Our crying need in Canadian history is not so much for new approaches
to new content, but rather for new approaches to and serious discussion
of the issues swirling around the old content. Here is where our texts,
where many of the courses we teach, where "A People's History"
and where our current generation of university historians all tend
to let us down. You can't do Canadian history without talking about
the rebellions of 1837, for example, but should you really assume
that you understand these rebellions and their consequences? Were
they crucial in bringing about political change in the provinces of
Canada or did they retard political change? Similarly would the Métis
people have been better off with or without the Northwest rebellion
of 1885? Was it really important to Canada that Macdonald rushed through
the building of the CPR when he did, or could it have been built a
decade later with less risk, less conflict, and more profitability?
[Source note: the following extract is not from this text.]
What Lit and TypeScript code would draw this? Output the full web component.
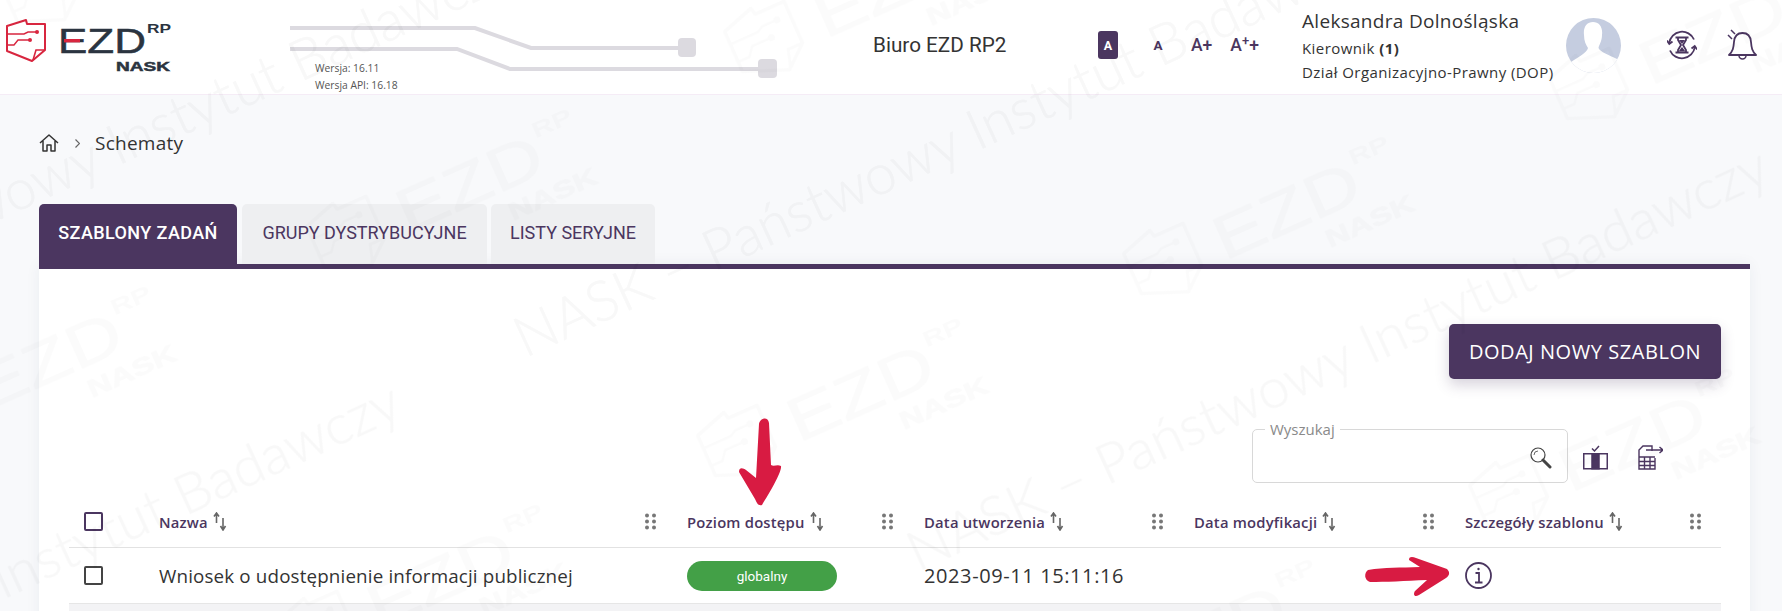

I can go on raising these interpretive issues hard interpretive
ones, mostly involving the problem of counter-factual reasoning and
assumptions almost endlessly. I can suggest to you, for example,
that the Winnipeg General Strike is hugely over-emphasized in our
history books that it was both an abject failure and little more
than a product of the hyperinflation of prices and expectations between
1915 and 1919. It's very important, many of us feel, and it's a very
easy argument to make after September 11, 2001, that Canada's experience
during Hitler's war be studied, and particularly that our military
traditions not be neglected. But I tend to part company with my friend
Granatstein and many of our military historians in believing that
it's not enough to just list Canada's contributions. We have to evaluate
our military engagements with cold critical intelligence. We have
to raise all the hard issues that for the most part are skimmed over
in our military histories and in textbooks and in "A People's
History", but were raised for example, in the hugely controversial
and immensely interesting series "The Valour and the Horror"-such
issues as the failure of Canadian troops in Normandy to take their
objectives, the morality of the terror bombing of Germany, and the
very serious problems the Canadian navy had in the battle of the Atlantic.
Even within a balanced presentation in terms of basic content, then,
history is not cut-and-dried. It's always contentious, always resting
on interesting and intricate arguments about might-have-beens and
contingencies, always subject to reinterpretation. If we are to have
a country, Canada, if we are to teach something that's called Canadian
history, our content has to be the public events of our common history,
as well as some of the varieties of the private events. It is not
being super-nationalistic or excessively patriotic to suggest that
our sense of our selves, especially our sense of where we have come
from, is fundamental to our civic sense. If our civic sense, which
has never been all that strong, is allowed to erode and wither in
ignorance and subjectivism and misplaced pluralism and narcissistic
solipsism, then our democracy is going to function even less well
than it does now.
We need to build a platform of a sense of a common history. And then
we need to realize that every plank in that platform is contingent
from the moment we nail it in place we should start examining it
critically. Is it really good wood? Is it properly fixed? Can we replace
it with something better?
A healthy foundation is always being poked and prodded, tested, repaired,
rebuilt. If you have no foundation at all, which describes too many
people's understanding of Canadian history, then the buildings that
you try to put up on that no foundation are all going to fall down.